### TASK REQUIREMENTS
Set the listing down again in full, word for word, with the pictures left out.
-- START OF RECORDED INFORMATION --
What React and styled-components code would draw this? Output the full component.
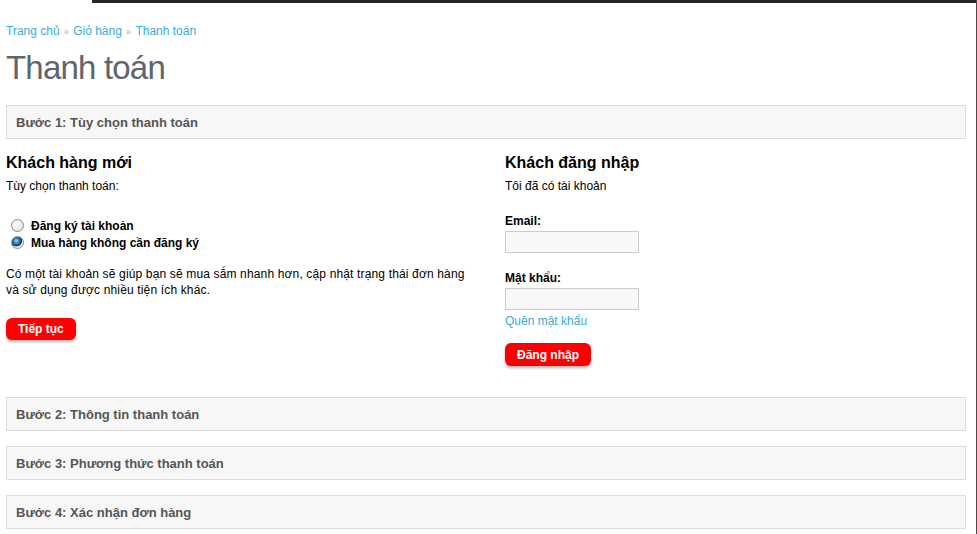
import React from "react";
import styled, { createGlobalStyle } from "styled-components";

const GlobalStyle = createGlobalStyle`
    body {
        margin: 0;
        font-family: "Liberation Sans", Arial, sans-serif;
        font-size: 12px;
        color: #000;
        background: #fff;
    }
`

const Page = styled.div`
    min-height: 534px;
    box-sizing: border-box;
    border-right: 1px solid #514848;
`

const TopStrip = styled.div`
    height: 3px;
    margin-left: 92px;
    background-color: #262626;
`

const Content = styled.div`
    width: 960px;
    margin-left: 6px;
`

const Breadcrumb = styled.div`
    margin-top: 20px;
    line-height: 16px;
    font-size: 12px;
    color: #3aa9e0;
`

const Crumb = styled.a`
    color: #3aa9e0;
    text-decoration: none;
`

const Sep = styled.span`
    color: #b5b5b5;
    font-size: 10px;
    margin: 0 4px;
`

const Title = styled.h1`
    margin: 9px 0 18px;
    font-size: 33px;
    line-height: 38px;
    letter-spacing: -0.8px;
    font-weight: normal;
    color: #5e656d;
`

const Step = styled.div`
    height: 32px;
    box-sizing: content-box;
    line-height: 34px;
    padding-left: 9px;
    border: 1px solid #dcdcdc;
    background-color: #f7f7f7;
    color: #555;
    font-size: 13px;
    font-weight: bold;
    margin-bottom: ${props => props.$gap ?? 15}px;
`

const Columns = styled.div`
    display: grid;
    grid-template-columns: 499px 1fr;
    padding-bottom: 31px;
`

const Column = styled.div`
    display: flex;
    flex-direction: column;
    align-items: flex-start;
`

const Heading = styled.h2`
    margin: 14px 0 0;
    font-size: 16px;
    line-height: 20px;
    font-weight: bold;
`

const Text = styled.p`
    margin: ${props => props.$top || 0}px 0 0;
    line-height: 16px;
    letter-spacing: ${props => props.$spread || 0}px;
`

const RadioRow = styled.label`
    display: flex;
    align-items: center;
    height: 17px;
    margin-top: ${props => props.$top || 0}px;
    font-weight: bold;
`

const Radio = styled.input`
    appearance: none;
    width: 13px;
    height: 13px;
    margin: 0 7px 0 5px;
    border-radius: 50%;
    border: 1px solid #8a8a8a;
    background: radial-gradient(circle at 40% 35%, #ffffff 0%, #dcdcdc 100%);
    box-sizing: border-box;

    &:checked {
        background: radial-gradient(circle at 40% 35%, #9fd0f0 0%, #1f6da8 35%, #0d3f66 55%, #e6e6e6 60%, #ffffff 100%);
    }
`

const Button = styled.button`
    height: ${props => props.$h || 22}px;
    margin-top: ${props => props.$top || 0}px;
    padding: 0 12px;
    border: none;
    border-radius: 6px;
    background-color: #ff0000;
    color: white;
    font-family: "Liberation Sans", Arial, sans-serif;
    font-size: 12px;
    font-weight: bold;
    box-shadow: 0 2px 3px rgba(0, 0, 0, 0.3);
    cursor: pointer;
`

const Label = styled.div`
    margin-top: ${props => props.$top || 0}px;
    line-height: 16px;
    font-weight: bold;
`

const Input = styled.input`
    width: 134px;
    height: 22px;
    margin-top: 2px;
    box-sizing: border-box;
    border: 1px solid #cccccc;
    background-color: #f8f8f8;
`

const Link = styled.a`
    margin-top: 3px;
    line-height: 16px;
    color: #3aa9e0;
    text-decoration: none;
`

class App extends React.Component {
    render() {
        return (
            <Page>
                <GlobalStyle />
                <TopStrip />
                <Content>
                    <Breadcrumb>
                        <Crumb href="#">Trang chủ</Crumb>
                        <Sep>»</Sep>
                        <Crumb href="#">Giỏ hàng</Crumb>
                        <Sep>»</Sep>
                        <Crumb href="#">Thanh toán</Crumb>
                    </Breadcrumb>
                    <Title>Thanh toán</Title>

                    <Step $gap={0}>Bước 1: Tùy chọn thanh toán</Step>
                    <Columns>
                        <Column>
                            <Heading>Khách hàng mới</Heading>
                            <Text $top={5}>Tùy chọn thanh toán:</Text>
                            <RadioRow $top={23}>
                                <Radio type="radio" name="account" />
                                Đăng ký tài khoản
                            </RadioRow>
                            <RadioRow>
                                <Radio type="radio" name="account" defaultChecked />
                                Mua hàng không cần đăng ký
                            </RadioRow>
                            <Text $top={15} $spread={0.15}>
                                Có một tài khoản sẽ giúp bạn sẽ mua sắm nhanh hơn, cập nhật trạng thái đơn hàng
                                <br />và sử dụng được nhiều tiện ích khác.
                            </Text>
                            <Button $top={20}>Tiếp tục</Button>
                        </Column>
                        <Column>
                            <Heading>Khách đăng nhập</Heading>
                            <Text $top={5}>Tôi đã có tài khoản</Text>
                            <Label $top={19}>Email:</Label>
                            <Input type="text" />
                            <Label $top={17}>Mật khẩu:</Label>
                            <Input type="password" />
                            <Link href="#">Quên mật khẩu</Link>
                            <Button $top={14} $h={23}>Đăng nhập</Button>
                        </Column>
                    </Columns>

                    <Step>Bước 2: Thông tin thanh toán</Step>
                    <Step>Bước 3: Phương thức thanh toán</Step>
                    <Step>Bước 4: Xác nhận đơn hàng</Step>
                </Content>
            </Page>
        )
    }
}

export default App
-- END OF RECORDED INFORMATION --
### THE SOLUTION
What React and styled-components code would draw this? Output the full component.
import React from "react";
import styled, { createGlobalStyle } from "styled-components";

const GlobalStyle = createGlobalStyle`
    body {
        margin: 0;
        font-family: "Liberation Sans", Arial, sans-serif;
        font-size: 12px;
        color: #000;
        background: #fff;
    }
`

const Page = styled.div`
    min-height: 534px;
    box-sizing: border-box;
    border-right: 1px solid #514848;
`

const TopStrip = styled.div`
    height: 3px;
    margin-left: 92px;
    background-color: #262626;
`

const Content = styled.div`
    width: 960px;
    margin-left: 6px;
`

const Breadcrumb = styled.div`
    margin-top: 20px;
    line-height: 16px;
    font-size: 12px;
    color: #3aa9e0;
`

const Crumb = styled.a`
    color: #3aa9e0;
    text-decoration: none;
`

const Sep = styled.span`
    color: #b5b5b5;
    font-size: 10px;
    margin: 0 4px;
`

const Title = styled.h1`
    margin: 9px 0 18px;
    font-size: 33px;
    line-height: 38px;
    letter-spacing: -0.8px;
    font-weight: normal;
    color: #5e656d;
`

const Step = styled.div`
    height: 32px;
    box-sizing: content-box;
    line-height: 34px;
    padding-left: 9px;
    border: 1px solid #dcdcdc;
    background-color: #f7f7f7;
    color: #555;
    font-size: 13px;
    font-weight: bold;
    margin-bottom: ${props => props.$gap ?? 15}px;
`

const Columns = styled.div`
    display: grid;
    grid-template-columns: 499px 1fr;
    padding-bottom: 31px;
`

const Column = styled.div`
    display: flex;
    flex-direction: column;
    align-items: flex-start;
`

const Heading = styled.h2`
    margin: 14px 0 0;
    font-size: 16px;
    line-height: 20px;
    font-weight: bold;
`

const Text = styled.p`
    margin: ${props => props.$top || 0}px 0 0;
    line-height: 16px;
    letter-spacing: ${props => props.$spread || 0}px;
`

const RadioRow = styled.label`
    display: flex;
    align-items: center;
    height: 17px;
    margin-top: ${props => props.$top || 0}px;
    font-weight: bold;
`

const Radio = styled.input`
    appearance: none;
    width: 13px;
    height: 13px;
    margin: 0 7px 0 5px;
    border-radius: 50%;
    border: 1px solid #8a8a8a;
    background: radial-gradient(circle at 40% 35%, #ffffff 0%, #dcdcdc 100%);
    box-sizing: border-box;

    &:checked {
        background: radial-gradient(circle at 40% 35%, #9fd0f0 0%, #1f6da8 35%, #0d3f66 55%, #e6e6e6 60%, #ffffff 100%);
    }
`

const Button = styled.button`
    height: ${props => props.$h || 22}px;
    margin-top: ${props => props.$top || 0}px;
    padding: 0 12px;
    border: none;
    border-radius: 6px;
    background-color: #ff0000;
    color: white;
    font-family: "Liberation Sans", Arial, sans-serif;
    font-size: 12px;
    font-weight: bold;
    box-shadow: 0 2px 3px rgba(0, 0, 0, 0.3);
    cursor: pointer;
`

const Label = styled.div`
    margin-top: ${props => props.$top || 0}px;
    line-height: 16px;
    font-weight: bold;
`

const Input = styled.input`
    width: 134px;
    height: 22px;
    margin-top: 2px;
    box-sizing: border-box;
    border: 1px solid #cccccc;
    background-color: #f8f8f8;
`

const Link = styled.a`
    margin-top: 3px;
    line-height: 16px;
    color: #3aa9e0;
    text-decoration: none;
`

class App extends React.Component {
    render() {
        return (
            <Page>
                <GlobalStyle />
                <TopStrip />
                <Content>
                    <Breadcrumb>
                        <Crumb href="#">Trang chủ</Crumb>
                        <Sep>»</Sep>
                        <Crumb href="#">Giỏ hàng</Crumb>
                        <Sep>»</Sep>
                        <Crumb href="#">Thanh toán</Crumb>
                    </Breadcrumb>
                    <Title>Thanh toán</Title>

                    <Step $gap={0}>Bước 1: Tùy chọn thanh toán</Step>
                    <Columns>
                        <Column>
                            <Heading>Khách hàng mới</Heading>
                            <Text $top={5}>Tùy chọn thanh toán:</Text>
                            <RadioRow $top={23}>
                                <Radio type="radio" name="account" />
                                Đăng ký tài khoản
                            </RadioRow>
                            <RadioRow>
                                <Radio type="radio" name="account" defaultChecked />
                                Mua hàng không cần đăng ký
                            </RadioRow>
                            <Text $top={15} $spread={0.15}>
                                Có một tài khoản sẽ giúp bạn sẽ mua sắm nhanh hơn, cập nhật trạng thái đơn hàng
                                <br />và sử dụng được nhiều tiện ích khác.
                            </Text>
                            <Button $top={20}>Tiếp tục</Button>
                        </Column>
                        <Column>
                            <Heading>Khách đăng nhập</Heading>
                            <Text $top={5}>Tôi đã có tài khoản</Text>
                            <Label $top={19}>Email:</Label>
                            <Input type="text" />
                            <Label $top={17}>Mật khẩu:</Label>
                            <Input type="password" />
                            <Link href="#">Quên mật khẩu</Link>
                            <Button $top={14} $h={23}>Đăng nhập</Button>
                        </Column>
                    </Columns>

                    <Step>Bước 2: Thông tin thanh toán</Step>
                    <Step>Bước 3: Phương thức thanh toán</Step>
                    <Step>Bước 4: Xác nhận đơn hàng</Step>
                </Content>
            </Page>
        )
    }
}

export default App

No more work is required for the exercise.